Empirically, the consequences are no longer speculative. If people judge violence against robots as morally charged, that changes how we should think about deployment, user training, and acceptable design affordances. Recent experimental work suggests that people’s moral judgements about harming robots can be measured and meaningfully vary with context (Archer et al., 2025). Related studies show that both anthropomorphising and dehumanising tendencies can shape moral and social responses to robots, which matters for accountability and user protection (Wieringa et al., 2025). These findings strengthen the practical case for separating moral status from moral treatment: even if no credible evidence for robot consciousness exists, predictable human responses generate ethically relevant duties regarding design, disclosure, and the prevention of manipulation and dependency.

So the moral landscape has at least two layers: (i) moral status claims, meaning whether there is consciousness and therefore potential moral patiency (Dehaene et al., 2017), and (ii) moral treatment dynamics, meaning how humans will treat the system as minded, and what duties arise from predictable human responses, including risks of attachment, deference, and manipulation (Banks and Bowman, 2023; Coeckelbergh, 2010a; Wieringa et al., 2025). The key point is that these layers invite different evidential standards. Moral status claims require unusually stringent justification. Moral treatment dynamics can be assessed empirically through interaction studies and deployment evidence, without presupposing consciousness.
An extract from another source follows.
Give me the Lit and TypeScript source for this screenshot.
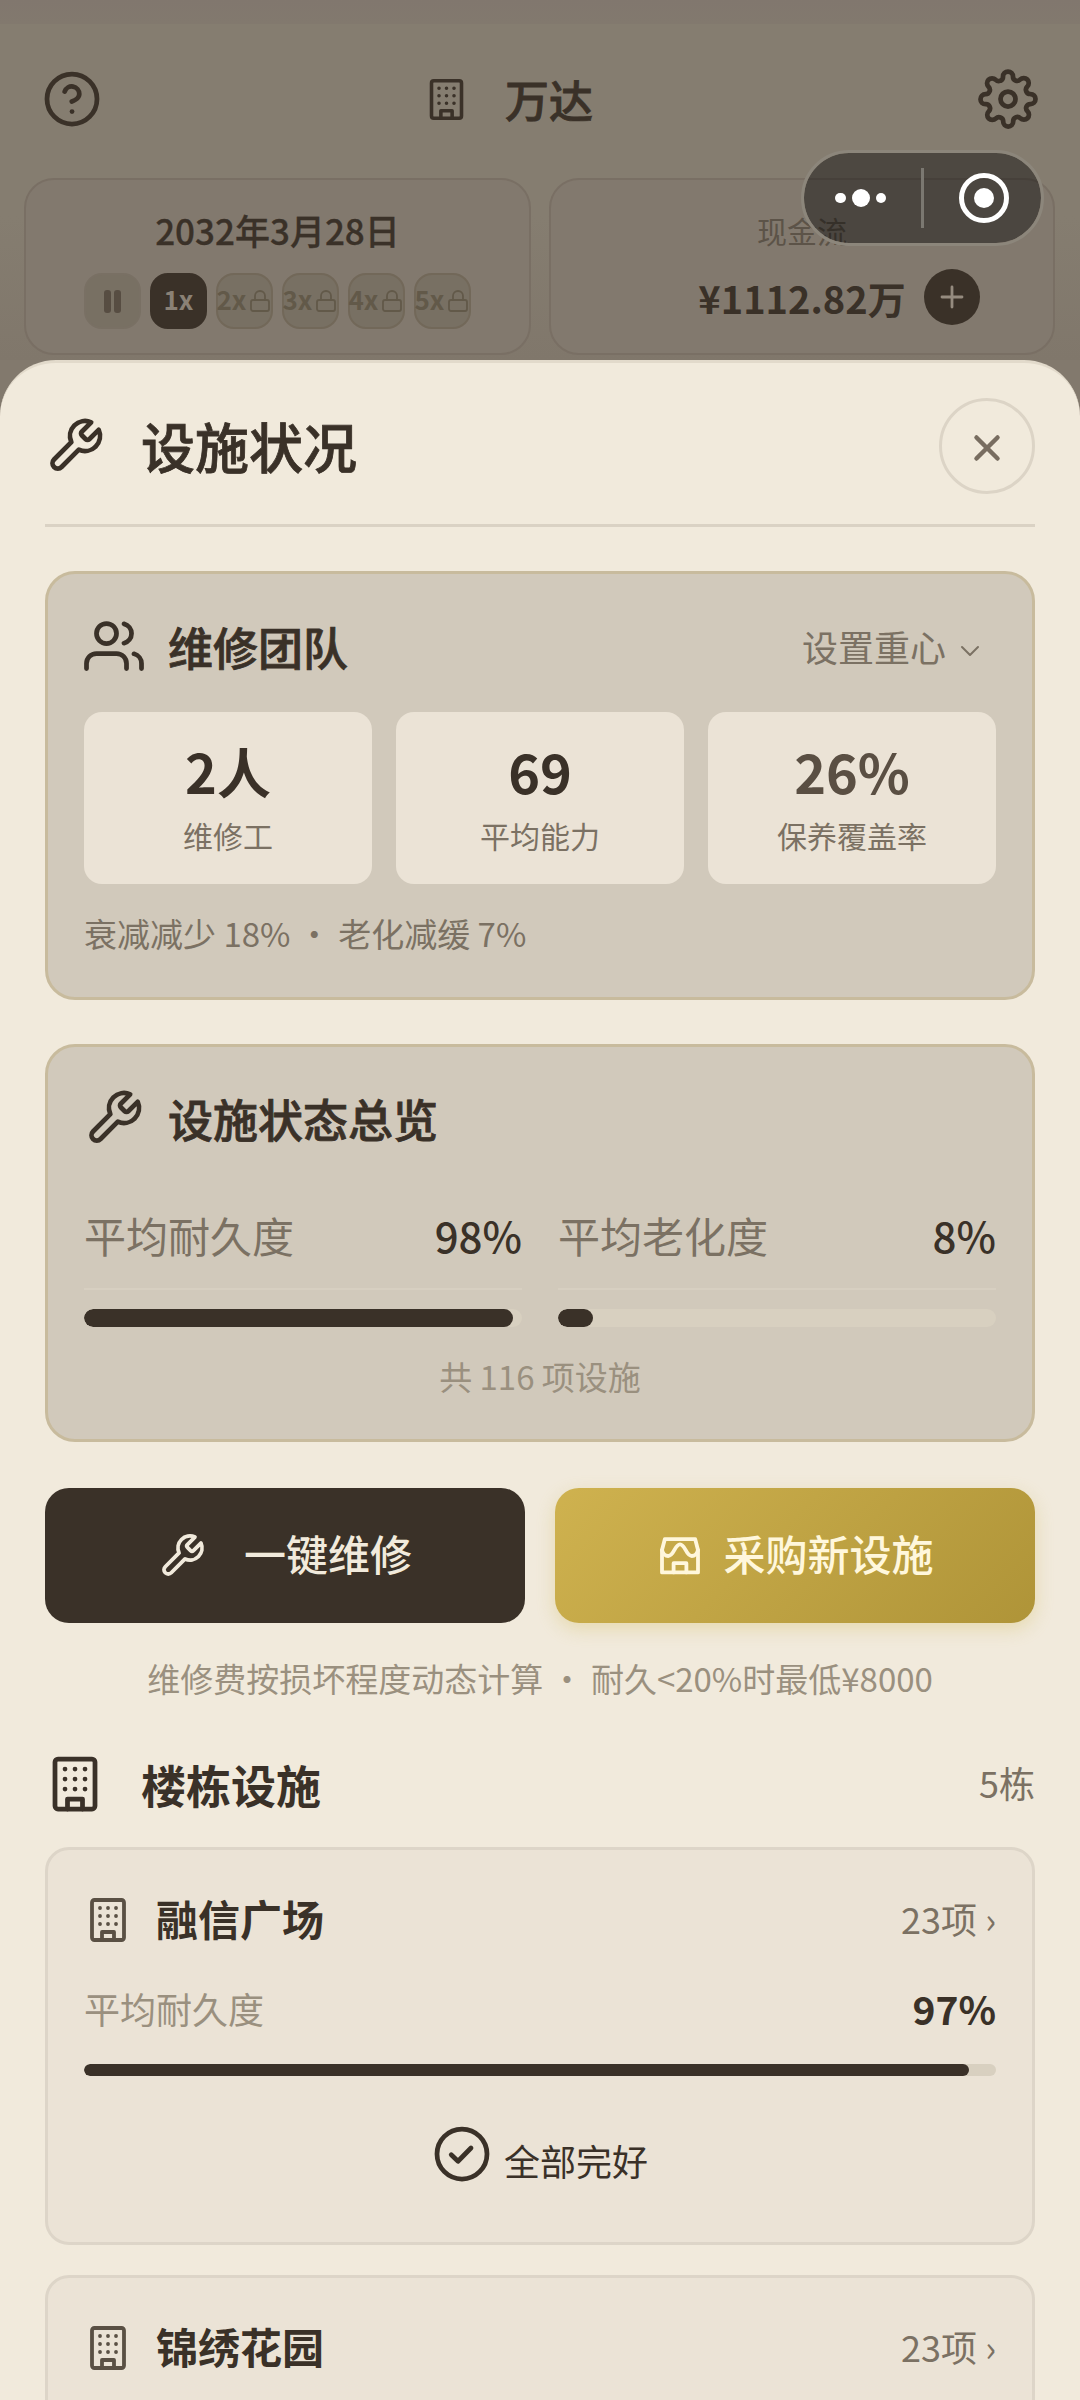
import { LitElement, html, css, svg, nothing } from "lit";
import { customElement, property } from "lit/decorators.js";

const ICONS: Record<string, unknown> = {
  help: svg`<circle cx="12" cy="12" r="10"/><path d="M9.09 9a3 3 0 0 1 5.83 1c0 2-3 3-3 3"/><path d="M12 17h.01"/>`,
  gear: svg`<circle cx="12" cy="12" r="3"/><path d="M19.4 15a1.65 1.65 0 0 0 .33 1.82l.06.06a2 2 0 0 1 0 2.83 2 2 0 0 1-2.83 0l-.06-.06a1.65 1.65 0 0 0-1.82-.33 1.65 1.65 0 0 0-1 1.51V21a2 2 0 0 1-2 2 2 2 0 0 1-2-2v-.09A1.65 1.65 0 0 0 9 19.4a1.65 1.65 0 0 0-1.82.33l-.06.06a2 2 0 0 1-2.83 0 2 2 0 0 1 0-2.83l.06-.06a1.65 1.65 0 0 0 .33-1.82 1.65 1.65 0 0 0-1.51-1H3a2 2 0 0 1-2-2 2 2 0 0 1 2-2h.09A1.65 1.65 0 0 0 4.6 9a1.65 1.65 0 0 0-.33-1.82l-.06-.06a2 2 0 0 1 0-2.83 2 2 0 0 1 2.83 0l.06.06a1.65 1.65 0 0 0 1.82.33H9a1.65 1.65 0 0 0 1-1.51V3a2 2 0 0 1 2-2 2 2 0 0 1 2 2v.09a1.65 1.65 0 0 0 1 1.51 1.65 1.65 0 0 0 1.82-.33l.06-.06a2 2 0 0 1 2.83 0 2 2 0 0 1 0 2.83l-.06.06a1.65 1.65 0 0 0-.33 1.82V9a1.65 1.65 0 0 0 1.51 1H21a2 2 0 0 1 2 2 2 2 0 0 1-2 2h-.09a1.65 1.65 0 0 0-1.51 1z"/>`,
  building: svg`<rect x="4" y="2" width="16" height="20" rx="1.2"/><path d="M9 22v-4h6v4M8 6h.01M12 6h.01M16 6h.01M8 10h.01M12 10h.01M16 10h.01M8 14h.01M12 14h.01M16 14h.01"/>`,
  lock: svg`<rect x="3" y="11" width="18" height="11" rx="2"/><path d="M7 11V7a5 5 0 0 1 10 0v4"/>`,
  wrench: svg`<path d="M14.7 6.3a1 1 0 0 0 0 1.4l1.6 1.6a1 1 0 0 0 1.4 0l3.77-3.77a6 6 0 0 1-7.94 7.94l-6.91 6.91a2.12 2.12 0 0 1-3-3l6.91-6.91a6 6 0 0 1 7.94-7.94l-3.76 3.76z"/>`,
  users: svg`<path d="M17 21v-2a4 4 0 0 0-4-4H5a4 4 0 0 0-4 4v2"/><circle cx="9" cy="7" r="4"/><path d="M23 21v-2a4 4 0 0 0-3-3.87M16 3.13a4 4 0 0 1 0 7.75"/>`,
  shop: svg`<path d="M4.4 3.6h15.2L21 9v11.2H3V9z"/><path d="M3 9c.4 1.800 1.700 3 3.100 3 3 0 3.200-5.800 5.900-5.800s2.900 5.800 5.900 5.800c1.400 0 2.700-1.200 3.100-3"/><path d="M8.800 20.200v-4.600h6.400v4.600"/>`,
  check: svg`<circle cx="12" cy="12" r="10"/><path d="m7.700 12.300 2.700 2.600 5.200-5.300"/>`,
  close: svg`<path d="M6.500 6.500l11 11M17.500 6.500l-11 11"/>`,
  chevron: svg`<path d="M4 8l8 8 8-8"/>`,
  plus: svg`<path d="M12 2v20M2 12h20"/>`,
};

@customElement("ui-icon")
export class UiIcon extends LitElement {
  @property() name = "";
  @property({ type: Number }) stroke = 1.9;

  static styles = css`
    :host { display: block; flex: none; width: 60px; height: 60px; }
    svg { display: block; width: 100%; height: 100%; fill: none; stroke: currentColor; stroke-linecap: round; stroke-linejoin: round; }
  `;

  render() {
    return html`<svg viewBox="0 0 24 24" stroke-width=${this.stroke}>${ICONS[this.name]}</svg>`;
  }
}

interface Building {
  name: string;
  count: number;
  durability?: number;
}

const STATS = [
  { value: "2人", label: "维修工", soft: false },
  { value: "69", label: "平均能力", soft: false },
  { value: "26%", label: "保养覆盖率", soft: true },
];

const METRICS = [
  { label: "平均耐久度", value: 98 },
  { label: "平均老化度", value: 8 },
];

const BUILDINGS: Building[] = [
  { name: "融信广场", count: 23, durability: 97 },
  { name: "锦绣花园", count: 23 },
];

@customElement("app-root")
export class AppRoot extends LitElement {
  static styles = css`
    :host {
      display: block;
      position: relative;
      width: 1080px;
      height: 2400px;
      overflow: hidden;
      background: #82796d;
      color: #3a3128;
      font-family: "Noto Sans CJK SC", sans-serif;
    }
    * { box-sizing: border-box; }
    .semi { font-weight: 500; -webkit-text-stroke: 0.8px currentColor; }

    .backdrop { height: 360px; display: flex; flex-direction: column; background: linear-gradient(#857d70 60%, #80776b); }
    .status { height: 24px; flex: none; background: linear-gradient(#81776e, #82796e); }
    .topbar { height: 154px; flex: none; padding: 0 42px 4px; display: flex; align-items: center; justify-content: space-between; }
    .brand { display: flex; align-items: center; gap: 36px; font-size: 44px; line-height: 60px; padding-right: 63px; }
    .brand ui-icon { width: 45px; height: 45px; }
    .panels { display: grid; grid-template-columns: 507px 506px; gap: 18px; padding-left: 24px; }
    .panel { height: 177px; padding-top: 25px; border: 2px solid #796f64; border-radius: 30px; background: #82796e; display: flex; flex-direction: column; align-items: center; gap: 18px; }
    .date { font-size: 35px; line-height: 50px; -webkit-text-stroke-width: 0.3px; }
    .speeds { display: flex; gap: 9px; }
    .speed { width: 57px; height: 56px; border-radius: 18px; border: 2px solid #726859; background: #787063; color: #625949; font-size: 26px; font-weight: 600; line-height: 48px; padding-bottom: 4px; display: flex; align-items: center; justify-content: center; gap: 2px; }
    .speed.on { background: #3a3128; border-color: #3a3128; color: #8a8175; }
    .speed.pause { border-color: #797064; gap: 3px; padding-bottom: 0; }
    .speed ui-icon { width: 24px; height: 24px; margin-top: 4px; }
    .pausebar { width: 7px; height: 23px; border-radius: 3px; background: #574d42; }
    .cashlabel { font-size: 30px; line-height: 50px; color: #5c5348; }
    .cash { display: flex; align-items: center; gap: 18px; padding-left: 74px; height: 56px; margin-top: -4px; font-size: 38px; font-weight: 600; }
    .add { width: 56px; height: 56px; border-radius: 50%; background: #3a3128; color: #958b7f; display: grid; place-items: center; }
    .add ui-icon { width: 24px; height: 24px; }

    .capsule { position: absolute; left: 801px; top: 150px; width: 243px; height: 96px; border-radius: 48px; border: 3px solid #8c867b; background: rgba(0, 0, 0, 0.42); background-clip: padding-box; display: grid; grid-template-columns: 117px 3px 1fr; align-items: center; }
    .dots { display: flex; align-items: center; justify-content: center; gap: 6px; padding-right: 4px; }
    .dot { width: 10.500px; height: 10.500px; border-radius: 50%; background: #fff; }
    .dot.big { width: 18px; height: 18px; }
    .split { width: 3px; height: 60px; background: #7b7871; }
    .target { width: 50px; height: 50px; justify-self: center; border: 5px solid #fff; border-radius: 50%; display: grid; place-items: center; margin-left: 3px; }
    .target .dot { width: 20px; height: 20px; }

    .sheet { height: 2040px; padding: 0 45px; border-top: 3px solid #e2dacb; border-radius: 56px 56px 0 0; background: #f1eadc; }
    .head { height: 164px; padding: 35px 0 30px; border-bottom: 3px solid #dad2c4; display: flex; align-items: center; justify-content: space-between; }
    .title { display: flex; align-items: center; gap: 36px; font-size: 54px; line-height: 72px; }
    .close { width: 96px; height: 96px; border: 3px solid #dcd4c6; border-radius: 50%; color: #786d60; display: grid; place-items: center; padding-top: 4px; }
    .close ui-icon { width: 46px; height: 46px; }

    .card { border: 3px solid #c8bb9d; border-radius: 30px; background: #d1c9bb; padding: 42px 36px 0; margin-top: 44px; height: 429px; }
    .card.overview { height: 398px; margin-top: 44px; padding-top: 41px; }
    .cardhead { height: 60px; display: flex; align-items: center; gap: 24px; font-size: 45px; }
    .focus { margin-left: auto; margin-right: 14px; display: flex; align-items: center; gap: 12px; font-size: 36px; color: #7b7163; }
    .focus ui-icon { width: 24px; height: 24px; margin-top: 9px; }
    .stats { display: grid; grid-template-columns: repeat(3, 1fr); gap: 24px; margin-top: 36px; }
    .stat { height: 172px; border-radius: 18px; background: #ebe3d6; padding-top: 26px; display: flex; flex-direction: column; align-items: center; gap: 9px; }
    .value { font-size: 54px; font-weight: 600; line-height: 66px; }
    .value.soft { color: #5a4f43; }
    .statlabel { font-size: 30px; line-height: 44px; color: #7b7163; }
    .note { font-size: 33px; line-height: 50px; color: #7b7163; margin-top: 24px; }

    .metrics { display: grid; grid-template-columns: repeat(2, 1fr); gap: 36px; margin-top: 36px; }
    .metric { padding: 18px 0 20px; border-bottom: 2px solid #d7cfc1; display: flex; justify-content: space-between; line-height: 66px; font-size: 42px; color: #7b7163; }
    .metric .num { font-weight: 500; color: #3a3128; }
    .track { height: 18px; margin-top: 19px; border-radius: 9px; background: #d8d0c0; overflow: hidden; }
    .fill { height: 100%; border-radius: 9px; background: #3a3128; }
    .track.thin { height: 12px; margin-top: 29px; }
    .total { font-size: 33px; line-height: 50px; text-align: center; margin-top: 24px; color: #9a907f; }

    .actions { display: grid; grid-template-columns: 1fr 1fr; gap: 30px; margin-top: 46px; }
    .action { height: 135px; border-radius: 24px; display: flex; align-items: center; justify-content: center; gap: 38px; font-size: 42px; font-weight: 500; background: #3a3128; color: #f1eadc; }
    .action span { padding-bottom: 6px; }
    .action ui-icon { width: 48px; height: 48px; }
    .action.buy { gap: 19px; color: #fff7dc; background: linear-gradient(135deg, #cfb24f, #af9438); box-shadow: 0 6px 18px rgba(208, 185, 80, 0.32); }
    .hint { font-size: 33px; line-height: 50px; text-align: center; margin-top: 30px; color: #9a907f; }

    .section { height: 60px; margin-top: 51px; display: flex; align-items: center; gap: 36px; font-size: 45px; font-weight: 600; }
    .side { margin-left: auto; font-size: 36px; font-weight: 400; color: #7b7163; padding-bottom: 4px; }
    .building { height: 398px; margin-top: 33px; padding: 40px 36px 0; border: 3px solid #ddd5c8; border-radius: 24px; background: #ebe3d6; }
    .building + .building { margin-top: 30px; }
    .bhead { height: 60px; display: flex; align-items: center; gap: 24px; font-size: 42px; font-weight: 600; }
    .bhead .name { padding-bottom: 5px; }
    .bhead ui-icon { width: 48px; height: 48px; color: #5a5044; }
    .brow { display: flex; align-items: center; justify-content: space-between; margin-top: 31px; line-height: 54px; font-size: 36px; color: #9a907f; }
    .brow .num { font-size: 39px; font-weight: 600; color: #3a3128; }
    .good { margin-top: 48px; display: flex; justify-content: center; gap: 12px; font-size: 36px; line-height: 60px; }
    .good .text { padding-top: 6px; }
  `;

  private renderBuilding(b: Building) {
    return html`
      <div class="building">
        <div class="bhead">
          <ui-icon name="building"></ui-icon><span class="name">${b.name}</span>
          <span class="side">${b.count}项 ›</span>
        </div>
        ${b.durability === undefined
          ? nothing
          : html`
              <div class="brow"><span>平均耐久度</span><span class="num">${b.durability}%</span></div>
              <div class="track thin"><div class="fill" style="width:${b.durability}%"></div></div>
              <div class="good"><ui-icon name="check"></ui-icon><span class="text">全部完好</span></div>
            `}
      </div>
    `;
  }

  render() {
    return html`
      <div class="backdrop">
        <div class="status"></div>
        <div class="topbar">
          <ui-icon name="help"></ui-icon>
          <div class="brand"><ui-icon name="building"></ui-icon><span class="semi">万达</span></div>
          <ui-icon name="gear"></ui-icon>
        </div>
        <div class="panels">
          <div class="panel">
            <div class="semi date">2032年3月28日</div>
            <div class="speeds">
              <div class="speed pause"><div class="pausebar"></div><div class="pausebar"></div></div>
              <div class="speed on">1x</div>
              ${["2x", "3x", "4x", "5x"].map(
                (s) => html`<div class="speed"><span>${s}</span><ui-icon name="lock" stroke="1.800"></ui-icon></div>`
              )}
            </div>
          </div>
          <div class="panel">
            <div class="cashlabel">现金流</div>
            <div class="cash"><span>¥1112.82万</span><div class="add"><ui-icon name="plus" stroke="2.800"></ui-icon></div></div>
          </div>
        </div>
      </div>

      <div class="capsule">
        <div class="dots"><div class="dot"></div><div class="dot big"></div><div class="dot"></div></div>
        <div class="split"></div>
        <div class="target"><div class="dot"></div></div>
      </div>

      <div class="sheet">
        <div class="head">
          <div class="title"><ui-icon name="wrench"></ui-icon><span class="semi">设施状况</span></div>
          <div class="close"><ui-icon name="close" stroke="2.300"></ui-icon></div>
        </div>

        <div class="card">
          <div class="cardhead">
            <ui-icon name="users"></ui-icon><span class="semi">维修团队</span>
            <div class="focus"><span>设置重心</span><ui-icon name="chevron" stroke="2"></ui-icon></div>
          </div>
          <div class="stats">
            ${STATS.map(
              (s) => html`<div class="stat"><div class="value ${s.soft ? "soft" : ""}">${s.value}</div><div class="statlabel">${s.label}</div></div>`
            )}
          </div>
          <div class="note">衰减减少 18% • 老化减缓 7%</div>
        </div>

        <div class="card overview">
          <div class="cardhead"><ui-icon name="wrench"></ui-icon><span class="semi">设施状态总览</span></div>
          <div class="metrics">
            ${METRICS.map(
              (m) => html`<div>
                <div class="metric"><span>${m.label}</span><span class="num">${m.value}%</span></div>
                <div class="track"><div class="fill" style="width:${m.value}%"></div></div>
              </div>`
            )}
          </div>
          <div class="total">共 116 项设施</div>
        </div>

        <div class="actions">
          <div class="action"><ui-icon name="wrench"></ui-icon><span>一键维修</span></div>
          <div class="action buy"><ui-icon name="shop"></ui-icon><span>采购新设施</span></div>
        </div>
        <div class="hint">维修费按损坏程度动态计算 • 耐久&lt;20%时最低¥8000</div>

        <div class="section"><ui-icon name="building"></ui-icon><span>楼栋设施</span><span class="side">5栋</span></div>
        ${BUILDINGS.map((b) => this.renderBuilding(b))}
      </div>
    `;
  }
}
Robots intensify the second layer. Disembodied AI can also elicit social responses, but embodiment amplifies and diversifies the channels of influence. This is why ethical and conscious robots are not simply ethical and conscious AI with a body. The body is part of the moral interface. The practical consequence is that ethical appraisal should not treat “consciousness like” impressions as interchangeable across domains. A robot’s embodied cues can generate moral appearance that demands design and governance responses even in the absence of consciousness, whereas disembodied AI more often generates moral appearance through epistemic authority and linguistic performance, demanding different safeguards, disclosure norms, and accountability structures.

Ethical systems research often slides between two senses of agency: causal agency, meaning the system makes things happen, and moral agency, meaning the system can be held responsible in a normative sense (Floridi and Sanders, 2004; Vallor and Vierkant, 2024). Taxonomies of machine ethics make room for machines that have ethical impact without being full ethical agents (Moor, 2006). Robots strain responsibility practices because their behaviour is situated, adaptive, and sometimes learned, creating well known responsibility gaps when outcomes are not reasonably foreseeable by designers or operators (Matthias, 2004). This section clarifies why embodiment makes that slide more consequential, and why responsibility attribution cannot be repaired by treating ethics as an internal module alone.

Adding an ethical reasoning module does not close this gap. A robot can deliberate well and still be embedded in a pipeline of incentives, training regimes, user pressures, and physical constraints that distribute control. Frameworks for meaningful human control aim to preserve accountability through design requirements that connect human reasons, oversight, and system behaviour (Santoni De Sio and Van Den Hoven, 2018). More recent conceptual work shows that meaningful human control is not a single simple requirement but a family of interpretations that shift across domains and governance goals, making operationalisation and measurement central research problems (Robbins, 2024; Verhagen et al., 2024). This is precisely where the AI versus robot distinction yields practical leverage. Disembodied systems often distribute responsibility through institutions and data pipelines, whereas embodied robots additionally distribute it through physical coupling, real time constraints, and interaction dynamics that can make oversight fragile. Treating these cases as equivalent invites either over attribution of responsibility to the artefact, or under specification of the human and organisational conditions required for accountable deployment.

Embodied cognition perspectives underline why this mapping is not optional. If cognition is tightly coupled to action and environment, then ethical behaviour will also be tightly coupled to environment (Wilson, 2002). The extended mind tradition likewise emphasises that cognitive processes can be distributed across agent and world, which is a useful warning against locating ethical competence in an internal module alone (Clark and Chalmers, 1998). In robots, this coupling is literal. Treating robotics as merely applied AI risks under specifying the physical and organisational conditions under which ethical behaviour can be expected. The point is not to deny sociotechnical continuity, but to ensure that evaluation and governance track the full control loop: sensors, actuation, bodies, spaces, and organisational incentives. Without that, responsibility gap discussions risk becoming abstract, while the most decisive sources of harm and accountability failure remain located in deployment conditions rather than in models.